Für die Festsetzungsfrist fehlt ebenfalls die erforderliche besondere Bestimmung der Anwendbarkeit auf die steuerlichen Nebenleistungen allgemein, für die Zinsen gilt allerdings § 239 Abs. 1. §§ 169ff. AO sind auf die übrigen steuerlichen Nebenleistungen also nicht anwendbar.[7]

 

Rz. 32

Auf die steuerlichen Nebenleistungen sind nach § 1 Abs. 3 S. 1 AO die Vorschriften der AO vorbehaltlich des Rechts der EU sinngemäß anzuwenden. Das bedeutet nicht das Gleiche wie die Anwendbarkeit der Regeln über Steuern.
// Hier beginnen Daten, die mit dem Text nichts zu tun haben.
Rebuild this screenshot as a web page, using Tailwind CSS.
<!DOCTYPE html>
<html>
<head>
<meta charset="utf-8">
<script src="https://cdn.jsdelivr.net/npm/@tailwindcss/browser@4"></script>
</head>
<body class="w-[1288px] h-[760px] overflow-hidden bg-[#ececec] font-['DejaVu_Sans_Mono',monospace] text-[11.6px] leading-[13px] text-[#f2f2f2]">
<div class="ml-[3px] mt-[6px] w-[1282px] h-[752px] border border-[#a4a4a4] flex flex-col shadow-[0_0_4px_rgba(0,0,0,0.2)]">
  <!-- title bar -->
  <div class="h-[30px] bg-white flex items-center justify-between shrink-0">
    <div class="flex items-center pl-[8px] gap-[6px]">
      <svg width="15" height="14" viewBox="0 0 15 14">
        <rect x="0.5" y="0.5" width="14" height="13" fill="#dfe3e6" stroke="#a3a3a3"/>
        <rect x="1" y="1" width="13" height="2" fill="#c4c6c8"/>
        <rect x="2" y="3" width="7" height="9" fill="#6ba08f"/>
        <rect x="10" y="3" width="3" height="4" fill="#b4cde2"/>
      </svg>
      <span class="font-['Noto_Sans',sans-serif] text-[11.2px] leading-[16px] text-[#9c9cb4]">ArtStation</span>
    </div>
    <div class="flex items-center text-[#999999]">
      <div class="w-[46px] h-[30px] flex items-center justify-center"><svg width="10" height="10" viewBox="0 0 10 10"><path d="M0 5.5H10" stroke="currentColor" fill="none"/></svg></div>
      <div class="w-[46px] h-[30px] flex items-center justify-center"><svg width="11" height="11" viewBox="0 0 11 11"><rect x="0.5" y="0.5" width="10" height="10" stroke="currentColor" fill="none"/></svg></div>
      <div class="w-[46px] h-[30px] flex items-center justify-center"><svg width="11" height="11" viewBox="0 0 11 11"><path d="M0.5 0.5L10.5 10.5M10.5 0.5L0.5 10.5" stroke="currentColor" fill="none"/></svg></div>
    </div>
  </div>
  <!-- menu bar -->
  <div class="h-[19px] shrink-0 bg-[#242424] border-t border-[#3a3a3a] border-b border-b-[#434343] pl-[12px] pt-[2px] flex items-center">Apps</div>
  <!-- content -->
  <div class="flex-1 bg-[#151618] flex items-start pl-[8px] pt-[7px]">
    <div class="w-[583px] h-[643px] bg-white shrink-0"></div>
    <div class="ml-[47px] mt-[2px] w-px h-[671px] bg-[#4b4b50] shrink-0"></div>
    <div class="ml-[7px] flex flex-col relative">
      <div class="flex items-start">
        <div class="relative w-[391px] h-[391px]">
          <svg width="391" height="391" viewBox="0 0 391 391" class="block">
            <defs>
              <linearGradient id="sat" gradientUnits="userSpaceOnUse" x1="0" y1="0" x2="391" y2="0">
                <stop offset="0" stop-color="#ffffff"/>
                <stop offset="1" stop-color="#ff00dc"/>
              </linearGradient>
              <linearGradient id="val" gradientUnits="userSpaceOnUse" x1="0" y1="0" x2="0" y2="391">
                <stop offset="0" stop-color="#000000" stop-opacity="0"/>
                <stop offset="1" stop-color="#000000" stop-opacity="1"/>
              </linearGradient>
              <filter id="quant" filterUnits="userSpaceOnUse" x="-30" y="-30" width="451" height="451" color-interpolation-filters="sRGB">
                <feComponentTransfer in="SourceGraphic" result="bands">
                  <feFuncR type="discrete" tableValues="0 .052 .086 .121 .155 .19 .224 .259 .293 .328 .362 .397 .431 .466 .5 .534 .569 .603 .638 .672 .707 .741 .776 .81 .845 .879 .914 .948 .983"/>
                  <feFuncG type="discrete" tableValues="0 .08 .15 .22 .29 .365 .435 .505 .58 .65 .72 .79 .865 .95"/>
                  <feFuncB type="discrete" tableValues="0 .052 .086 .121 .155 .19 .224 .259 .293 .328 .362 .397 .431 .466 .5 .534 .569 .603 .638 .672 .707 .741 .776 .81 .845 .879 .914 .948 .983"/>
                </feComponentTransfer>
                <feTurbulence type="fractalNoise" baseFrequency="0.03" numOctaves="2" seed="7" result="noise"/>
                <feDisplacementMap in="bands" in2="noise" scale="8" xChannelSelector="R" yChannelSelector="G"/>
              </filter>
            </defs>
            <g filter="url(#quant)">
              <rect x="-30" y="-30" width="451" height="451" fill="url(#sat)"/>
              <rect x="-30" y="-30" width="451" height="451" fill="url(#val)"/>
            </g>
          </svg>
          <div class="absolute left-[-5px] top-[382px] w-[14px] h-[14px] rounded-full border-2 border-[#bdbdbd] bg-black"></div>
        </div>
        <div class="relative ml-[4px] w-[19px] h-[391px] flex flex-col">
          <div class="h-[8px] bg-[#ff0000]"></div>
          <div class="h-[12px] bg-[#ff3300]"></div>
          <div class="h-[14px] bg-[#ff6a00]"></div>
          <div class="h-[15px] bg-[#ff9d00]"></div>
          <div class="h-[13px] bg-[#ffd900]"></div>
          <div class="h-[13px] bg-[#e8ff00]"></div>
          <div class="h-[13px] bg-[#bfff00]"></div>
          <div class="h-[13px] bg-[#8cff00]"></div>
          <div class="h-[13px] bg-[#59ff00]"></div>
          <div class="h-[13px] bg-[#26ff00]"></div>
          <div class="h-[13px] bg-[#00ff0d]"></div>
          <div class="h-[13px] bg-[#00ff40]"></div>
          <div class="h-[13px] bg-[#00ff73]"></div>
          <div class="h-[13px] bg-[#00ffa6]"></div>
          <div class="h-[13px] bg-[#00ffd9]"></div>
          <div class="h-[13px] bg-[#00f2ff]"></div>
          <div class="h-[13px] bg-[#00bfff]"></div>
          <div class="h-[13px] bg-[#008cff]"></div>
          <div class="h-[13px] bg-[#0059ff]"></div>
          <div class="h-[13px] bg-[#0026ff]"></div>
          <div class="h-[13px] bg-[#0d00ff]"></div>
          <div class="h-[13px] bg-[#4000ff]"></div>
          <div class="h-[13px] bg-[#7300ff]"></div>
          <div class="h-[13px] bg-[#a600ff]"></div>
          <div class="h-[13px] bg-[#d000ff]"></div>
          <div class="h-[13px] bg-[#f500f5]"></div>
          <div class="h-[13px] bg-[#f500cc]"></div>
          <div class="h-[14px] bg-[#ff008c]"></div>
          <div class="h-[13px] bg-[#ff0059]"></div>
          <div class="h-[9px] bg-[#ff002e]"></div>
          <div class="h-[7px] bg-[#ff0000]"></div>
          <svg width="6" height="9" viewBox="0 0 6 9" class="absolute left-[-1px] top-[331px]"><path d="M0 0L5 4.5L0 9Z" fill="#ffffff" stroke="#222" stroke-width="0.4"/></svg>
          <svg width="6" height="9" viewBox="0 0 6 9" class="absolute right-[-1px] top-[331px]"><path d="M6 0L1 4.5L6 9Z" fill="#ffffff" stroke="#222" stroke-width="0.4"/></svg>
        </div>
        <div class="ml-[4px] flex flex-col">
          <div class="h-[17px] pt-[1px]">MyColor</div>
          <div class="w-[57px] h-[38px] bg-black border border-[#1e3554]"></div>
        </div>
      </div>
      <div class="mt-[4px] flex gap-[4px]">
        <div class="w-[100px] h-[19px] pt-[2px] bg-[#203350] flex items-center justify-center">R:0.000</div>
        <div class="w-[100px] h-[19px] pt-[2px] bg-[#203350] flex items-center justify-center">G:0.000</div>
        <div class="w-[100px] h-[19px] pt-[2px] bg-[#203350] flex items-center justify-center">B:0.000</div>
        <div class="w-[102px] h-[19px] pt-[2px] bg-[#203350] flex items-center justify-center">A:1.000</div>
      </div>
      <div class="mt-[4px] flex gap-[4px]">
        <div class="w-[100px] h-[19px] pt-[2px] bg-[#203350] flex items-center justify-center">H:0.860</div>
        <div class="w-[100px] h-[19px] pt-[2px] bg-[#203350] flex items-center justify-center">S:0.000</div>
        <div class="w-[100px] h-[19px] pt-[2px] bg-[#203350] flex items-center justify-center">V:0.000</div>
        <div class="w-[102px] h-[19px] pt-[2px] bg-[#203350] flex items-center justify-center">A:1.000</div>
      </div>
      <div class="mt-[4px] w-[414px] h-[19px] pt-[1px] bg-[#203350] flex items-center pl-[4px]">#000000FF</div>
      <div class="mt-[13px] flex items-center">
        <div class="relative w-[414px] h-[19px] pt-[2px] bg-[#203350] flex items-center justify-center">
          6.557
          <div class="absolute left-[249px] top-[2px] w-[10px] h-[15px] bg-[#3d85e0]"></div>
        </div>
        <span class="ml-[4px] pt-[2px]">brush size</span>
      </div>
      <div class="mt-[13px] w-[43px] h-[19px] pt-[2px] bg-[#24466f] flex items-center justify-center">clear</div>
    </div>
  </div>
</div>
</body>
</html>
Soweit die steuerlichen Nebenleistungen oder einzelne von ihnen nicht unmittelbar oder als Ansprüche aus dem Steuerschuldverhältnis[8] in einer Regelung genannt und behandelt werden, ist außerhalb des Ausschlussbereichs des § 1 Abs. 3 S. 2 AO im Einzelfall besonders zu prüfen, was die sinngemäße Anwendung der in Betracht kommenden Vorschriften unter Berücksichtigung des Sinns und Zwecks der steuerlichen Nebenleistung bedeutet.

[1] S. Rz. 7; vgl. auch Krumm, in Tipke/Kruse, AO/FGO, § 1 AO Rz. 46.
[2] Krumm, in Tipke/Kruse, AO/FGO, § 1 AO Rz. 47.
[5] Vgl. §§ 69, 71, 72 AO.
[8] Z. B. in §§ 46, 48, 69, 72, 218ff. AO.